Монастырь жил на хозрасчете, сам себя кормил, выплачивая огромные налоги, содержал в порядке здания. Мать Елена почитала Михаила Александровича, и потому меня принимали «особо» в игуменских покоях. Впрочем, я угадывала у нее в отношении меня и некоторый умысел: я была для нее не только возможная «овца», но и желанный помощник. Меня потчевали изысканно-легкими постными блюдами, но было все это не в коня корм: я зорко и подозрительно осматривалась в этих стенах. Что-то напоминало мне в них недавно покинутый дом Николая Николаевича Вознесенского.
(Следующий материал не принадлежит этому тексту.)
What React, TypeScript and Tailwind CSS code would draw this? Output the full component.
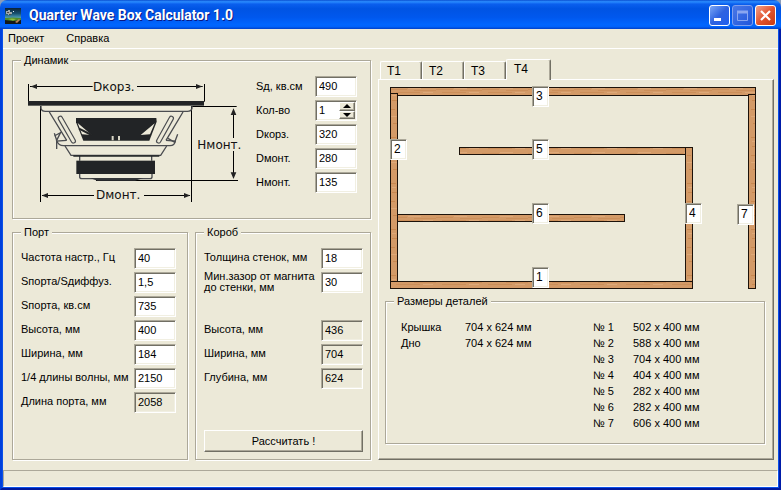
import React, { useState } from 'react';
import { clsx } from 'clsx';

const sunken =
  'border border-t-[#aca899] border-l-[#aca899] border-r-white border-b-white shadow-[inset_1px_1px_0_#716f64,inset_-1px_-1px_0_#f1efe2]';
const raised =
  'border border-t-white border-l-white border-r-[#716f64] border-b-[#716f64] shadow-[inset_-1px_-1px_0_#aca899] bg-[#ece9d8]';

const boards = [
  { x: 0, y: 0, w: 366, h: 9 },
  { x: 358, y: 7, w: 8, h: 195 },
  { x: 0, y: 6, w: 8, h: 190 },
  { x: 69, y: 60, w: 227, h: 8 },
  { x: 295, y: 60, w: 8, h: 142 },
  { x: 7, y: 127, w: 228, h: 8 },
  { x: 0, y: 194, w: 303, h: 8 },
];

const boardMarks = [
  { n: 3, className: 'left-[142px] -top-px' },
  { n: 2, className: 'left-0 top-[52px]' },
  { n: 5, className: 'left-[142px] top-[52px]' },
  { n: 6, className: 'left-[142px] top-[116px]' },
  { n: 1, className: 'left-[142px] top-[180px]' },
  { n: 4, className: 'left-[295px] top-[116px]' },
  { n: 7, className: 'left-[347px] top-[117px]' },
];

const covers = [
  ['Крышка', '704 x 624 мм'],
  ['Дно', '704 x 624 мм'],
];

const parts = [
  ['№ 1', '502 x 400 мм'],
  ['№ 2', '588 x 400 мм'],
  ['№ 3', '704 x 400 мм'],
  ['№ 4', '404 x 400 мм'],
  ['№ 5', '282 x 400 мм'],
  ['№ 6', '282 x 400 мм'],
  ['№ 7', '606 x 400 мм'],
];

function Group({ title, className, children }: { title: string; className?: string; children: React.ReactNode }) {
  return (
    <fieldset
      className={clsx(
        'min-w-0 border border-[#aca899] pl-2 shadow-[1px_1px_0_#fff,inset_1px_1px_0_#fff]',
        className
      )}
    >
      <legend className="h-[13px] bg-[#ece9d8] px-[3px] leading-[13px]">{title}</legend>
      {children}
    </fieldset>
  );
}

function Field({ id, label, value, readOnly }: { id: string; label: React.ReactNode; value: string; readOnly?: boolean }) {
  return (
    <div className="flex h-[21px] items-center justify-between">
      <label htmlFor={id} className="whitespace-nowrap leading-[11px]">{label}</label>
      <input
        id={id}
        type="text"
        defaultValue={value}
        readOnly={readOnly}
        className={clsx('h-[21px] w-[42px] shrink-0 px-[3px] pb-px outline-none', sunken, readOnly ? 'bg-[#ece9d8]' : 'bg-white')}
      />
    </div>
  );
}

function CountField() {
  const [count, setCount] = useState(1);

  return (
    <div className="flex h-[21px] items-center justify-between">
      <label htmlFor="count">Кол-во</label>
      <div className={clsx('flex h-[21px] w-[42px] bg-white p-px', sunken)}>
        <input
          id="count"
          type="text"
          value={count}
          onChange={(e) => setCount(Number(e.target.value) || 1)}
          className="w-0 flex-1 bg-transparent pl-[2px] outline-none"
        />
        <div className="flex w-4 flex-col">
          <button
            type="button"
            aria-label="Больше"
            onClick={() => setCount(count + 1)}
            className={clsx('flex flex-1 items-center justify-center', raised)}
          >
            <svg width="8" height="4" viewBox="0 0 8 4"><path d="M4 0L8 4H0Z" /></svg>
          </button>
          <button
            type="button"
            aria-label="Меньше"
            onClick={() => setCount(Math.max(1, count - 1))}
            className={clsx('flex flex-1 items-center justify-center', raised)}
          >
            <svg width="8" height="4" viewBox="0 0 8 4"><path d="M4 4L8 0H0Z" /></svg>
          </button>
        </div>
      </div>
    </div>
  );
}

function AppIcon() {
  return (
    <svg width="16" height="16" viewBox="0 0 16 16" className="shrink-0">
      <defs>
        <linearGradient id="sky" x1="0" y1="0" x2="0" y2="1">
          <stop offset="0" stopColor="#0c2238" />
          <stop offset="0.5" stopColor="#16506f" />
          <stop offset="1" stopColor="#5fb4cc" />
        </linearGradient>
      </defs>
      <rect width="16" height="16" fill="#14181a" />
      <rect width="16" height="11" fill="url(#sky)" />
      <path d="M1 3H3V2H5V4H7V6H5V7H3V6H1Z" fill="#9fa9ac" />
      <path d="M2 4.500H4M4 6.500H6" stroke="#4f4a48" />
      <path d="M8 3.500H9" stroke="#dfeef5" />
      <path d="M0 10Q8 9 16 10V12L8 13L0 12Z" fill="#4f8a2c" />
      <path d="M3 11Q7 10 11 11L8 12.500Z" fill="#8fbf3f" />
      <path d="M10 14L14 11L15 12L12 15Z" fill="#b9855a" />
    </svg>
  );
}

// Side view of the driver with its dimension arrows
function SpeakerDrawing() {
  return (
    <svg width="216" height="126" viewBox="48 72 648 378" className="ml-[5px] mt-[3px] shrink-0" fill="none">
      <g stroke="#000" strokeWidth="3">
        <path d="M55.500 87V140M583.500 87V140M91.500 153V441M544.500 153V441" />
        <path d="M60 94.500H248M381 94.500H578M96 421.500H252M402 421.500H540" />
        <path d="M546 154.500H680M258 376.500H684M670.500 165V249M670.500 288V368" />
      </g>
      <g fill="#222">
        <path d="M62 94.500L81 87V102ZM577 94.500L558 87V102Z" />
        <path d="M95 421.500L114 414V429ZM541 421.500L522 414V429Z" />
        <path d="M670.500 160L679 180H662ZM670.500 372L679 352H662Z" />
      </g>
      <rect x="54" y="138" width="528" height="14" fill="#222426" />
      <g stroke="#4a4c50" strokeWidth="4">
        <path d="M93 153V160Q95 169 106 169H532Q544 169 546 160V153" />
        <path d="M118 171L170 256M519 171L468 256" />
        <path d="M170 256L140 258Q146 272 160 272H480Q494 272 496 258L468 256" />
        <path d="M155 231L133 243M133 235L140 256V282M152 232L140 256M503 238L494 262L474 250" />
        <path d="M165 273L183 301H452L470 273" />
        <path d="M209 301V317M425 301V317M209 357V366Q209 371 216 371H420Q426 371 426 366V357" />
      </g>
      {/* basket slots */}
      <g strokeLinecap="round">
        <path d="M151 190L190 258M484 190L446 258" stroke="#4a4c50" strokeWidth="16" />
        <path d="M151 190L190 258M484 190L446 258" stroke="#ece9d8" strokeWidth="9" />
      </g>
      <path d="M198 189H439L440 200L418 257H220L198 202Z" fill="#222426" />
      <path d="M203 204L245 240L216 238ZM434 205L392 240L420 238Z" fill="#ece9d8" />
      <path d="M207 221L245 240" stroke="#222426" strokeWidth="6" />
      <path d="M305 243H311V256H305ZM324 243H330V256H324Z" fill="#d9d6c6" />
      <path d="M190 303H448" stroke="#222426" strokeWidth="5" />
      <rect x="199" y="317" width="236" height="40" fill="#222426" />
      <path d="M240 369H400L375 377H262Z" fill="#333538" />
      <g fill="#111" fontSize="36" fontFamily="'DejaVu Sans', sans-serif">
        <text x="249" y="108">Dкорз.</text>
        <text x="258" y="432">Dмонт.</text>
        <text x="562" y="282">Hмонт.</text>
      </g>
    </svg>
  );
}

function BoxDrawing() {
  return (
    <div className="relative ml-[11px] mt-[7px] h-[202px] w-[366px]">
      <svg width="366" height="202" viewBox="0 0 366 202">
        <defs>
          <pattern id="grainH" width="46" height="8" patternUnits="userSpaceOnUse">
            <rect width="46" height="8" fill="#d39a67" />
            <path d="M0 2.500H17M24 3.500H46M6 5.500H30" stroke="#cc8f5a" />
            <path d="M18 1.500H31M33 5.500H43" stroke="#dda878" />
          </pattern>
          <pattern id="grainV" width="8" height="46" patternUnits="userSpaceOnUse">
            <rect width="8" height="46" fill="#d39a67" />
            <path d="M1 4.500H6M2 13.500H7M1 22.500H5M3 36.500H7" stroke="#c88850" />
            <path d="M2 8.500H6M1 29.500H7" stroke="#dda878" />
          </pattern>
        </defs>
        {boards.map((b, i) => (
          <rect
            key={i}
            x={b.x + 0.5}
            y={b.y + 0.5}
            width={b.w - 1}
            height={b.h - 1}
            fill={b.w > b.h ? 'url(#grainH)' : 'url(#grainV)'}
            stroke="#1c120a"
          />
        ))}
      </svg>
      {boardMarks.map((m) => (
        <input
          key={m.n}
          type="text"
          readOnly
          aria-label={`Деталь ${m.n}`}
          value={m.n}
          className={clsx('absolute h-[21px] w-[17px] bg-white px-[3px] pb-px text-xs outline-none', sunken, m.className)}
        />
      ))}
    </div>
  );
}

function SizeTable({ rows, nameWidth }: { rows: string[][]; nameWidth: string }) {
  return (
    <table className="self-start">
      <tbody>
        {rows.map(([name, size]) => (
          <tr key={name} className="h-4">
            <th scope="row" className={clsx('p-0 text-left font-normal', nameWidth)}>{name}</th>
            <td className="whitespace-nowrap p-0">{size}</td>
          </tr>
        ))}
      </tbody>
    </table>
  );
}

function TitleBar() {
  const button = 'flex h-[21px] w-[21px] items-center justify-center rounded-[3px] border';

  return (
    <header className="flex h-[29px] items-center gap-2 rounded-t-[7px] bg-[linear-gradient(180deg,#0a4fd0_0%,#2a8cff_6%,#0a5fee_14%,#0054e3_30%,#0058ee_60%,#0066ff_85%,#0062fa_92%,#0040c8_100%)] pl-[5px] pr-[5px] pt-[2px]">
      <AppIcon />
      <h1 className="flex-1 font-['Roboto',sans-serif] text-[14px] font-bold text-white [text-shadow:1px_1px_0_#0a1883]">
        Quarter Wave Box Calculator 1.0
      </h1>
      <div className="flex gap-[2px]">
        <button type="button" aria-label="Свернуть" className={clsx(button, 'border-white bg-linear-to-br from-[#7aa5f5] via-[#2e62e0] to-[#1f5ff0]')}>
          <svg width="15" height="15" viewBox="0 0 15 15"><path d="M2 10H9V13H2Z" fill="#fff" /></svg>
        </button>
        <button type="button" aria-label="Развернуть" disabled className={clsx(button, 'border-[#7f9fee] bg-linear-to-br from-[#4a78e6] to-[#1f55dc]')}>
          <svg width="15" height="15" viewBox="0 0 15 15" fill="none" stroke="#8aa6f0">
            <path d="M2.500 3.500H12.500V12.500H2.500Z" />
            <path d="M2 4H13" strokeWidth="3" />
          </svg>
        </button>
        <button type="button" aria-label="Закрыть" className={clsx(button, 'border-white bg-linear-to-br from-[#f0a088] via-[#e2542e] to-[#c93a10]')}>
          <svg width="15" height="15" viewBox="0 0 15 15"><path d="M3 3L12 12M12 3L3 12" stroke="#fff" strokeWidth="2.200" /></svg>
        </button>
      </div>
    </header>
  );
}

export default function App() {
  const [tab, setTab] = useState('T4');

  return (
    <div className="flex min-h-screen flex-col bg-[#8b9cb8] font-['Liberation_Sans',Arial,sans-serif] text-[11px] leading-[13px] text-black">
      <TitleBar />
      <div className="flex flex-1 flex-col border-x-2 border-b-2 border-b-[#00189c] border-l-[#0040dc] border-r-[#001ca8] bg-[#0a50e8] px-px pb-px">
        <div className="flex flex-1 flex-col bg-[#ece9d8]">
          <nav className="flex h-5 items-center gap-[22px] border-b border-white px-[5px]">
            <button type="button">Проект</button>
            <button type="button">Справка</button>
          </nav>

          <main className="flex flex-1 gap-[7px] pb-[10px] pl-[9px] pr-1 pt-[5px]">
            <div className="flex w-[359px] shrink-0 flex-col gap-[7px]">
              <Group title="Динамик" className="h-[165px]">
                <div className="flex gap-[14px] pr-[13px] pt-[9px]">
                  <SpeakerDrawing />
                  <div className="flex flex-1 flex-col gap-[3px]">
                    <Field id="sd" label="Sд, кв.см" value="490" />
                    <CountField />
                    <Field id="d-basket" label="Dкорз." value="320" />
                    <Field id="d-mount" label="Dмонт." value="280" />
                    <Field id="h-mount" label="Hмонт." value="135" />
                  </div>
                </div>
              </Group>

              <div className="grid flex-1 grid-cols-2 gap-[7px] [&_label]:pb-[2px]">
                <Group title="Порт" className="pr-[11px]">
                  <div className="flex flex-col gap-[3px] pt-[9px]">
                    <Field id="freq" label="Частота настр., Гц" value="40" />
                    <Field id="ratio" label="Sпорта/Sдиффуз." value="1,5" />
                    <Field id="port-area" label="Sпорта, кв.см" value="735" />
                    <Field id="port-height" label="Высота, мм" value="400" />
                    <Field id="port-width" label="Ширина, мм" value="184" />
                    <Field id="quarter" label="1/4 длины волны, мм" value="2150" />
                    <Field id="port-length" label="Длина порта, мм" value="2058" readOnly />
                  </div>
                </Group>

                <Group title="Короб" className="flex flex-col pb-[7px] pr-[7px]">
                  <div className="flex flex-1 flex-col gap-[3px] pt-[9px]">
                    <Field id="wall" label="Толщина стенок, мм" value="18" />
                    <Field id="magnet-gap" label={<>Мин.зазор от магнита<br />до стенки, мм</>} value="30" />
                    <div className="mt-6 flex flex-col gap-[3px]">
                      <Field id="box-height" label="Высота, мм" value="436" readOnly />
                      <Field id="box-width" label="Ширина, мм" value="704" readOnly />
                      <Field id="box-depth" label="Глубина, мм" value="624" readOnly />
                    </div>
                    <button type="button" className={clsx('mt-auto h-[22px] w-full', raised)}>
                      Рассчитать !
                    </button>
                  </div>
                </Group>
              </div>
            </div>

            <div className="flex min-w-0 flex-1 flex-col pt-[5px]">
              <div role="tablist" className="flex h-5 items-end pl-[2px]">
                {['T1', 'T2', 'T3', 'T4'].map((name) => (
                  <button
                    key={name}
                    type="button"
                    role="tab"
                    aria-selected={tab === name}
                    onClick={() => setTab(name)}
                    className={clsx(
                      'rounded-t-[2px] border-l border-t border-white bg-[#ece9d8] text-left text-xs',
                      tab === name
                        ? 'z-10 -mb-px h-[21px] w-[45px] border-r border-r-[#716f64] pb-[2px] pl-[7px] shadow-[inset_-1px_0_0_#aca899]'
                        : 'h-[18px] w-[42px] border-r border-r-[#716f64] pl-[6px] shadow-[inset_-1px_0_0_#aca899]'
                    )}
                  >
                    {name}
                  </button>
                ))}
              </div>
              <div role="tabpanel" className={clsx('flex flex-1 flex-col', raised)}>
                <BoxDrawing />
                <Group title="Размеры деталей" className="mb-[15px] ml-[6px] mr-2 mt-[6px] flex-1">
                  <div className="flex pl-[7px] pt-[11px]">
                    <div className="w-48">
                      <SizeTable rows={covers} nameWidth="w-16" />
                    </div>
                    <SizeTable rows={parts} nameWidth="w-10" />
                  </div>
                </Group>
              </div>
            </div>
          </main>

          <footer className="h-[17px] border border-b-white border-l-[#aca899] border-r-white border-t-[#aca899]" />
        </div>
      </div>
    </div>
  );
}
Особенно щемило на сердце при виде молчаливо кланявшихся в пояс послушниц, прислуживавших в келье игуменьи во время наших «трапез». Мне было стыдно и жалостно на них смотреть, я опускала глаза и тогда замечала, как у всех у них одинаково выглядывали ушки от грубых полусапожек, сделанных в собственных мастерских. Эти одинаковые полусапожки вызывали особое щемящее чувство, объяснить которое сейчас не берусь.
Монахини беззаветно и безмерно трудились, жизнь их шла по издревле заведенному порядку, но шла она как бы по инерции, все вокруг на мой слух вопило о том, что она вышла из времени, что окрыляющая идея ее покинула и весь этот быт, как подтаявшая глыба, должен был вот-вот рухнуть. Понимала ли я это тогда? Вряд ли умом, но существом своим я это чувствовала глубоко и потому страдала за ложность положения этих женщин, вместе с матерью Еленой добровольно отдающих умирающему монастырю свою жизнь.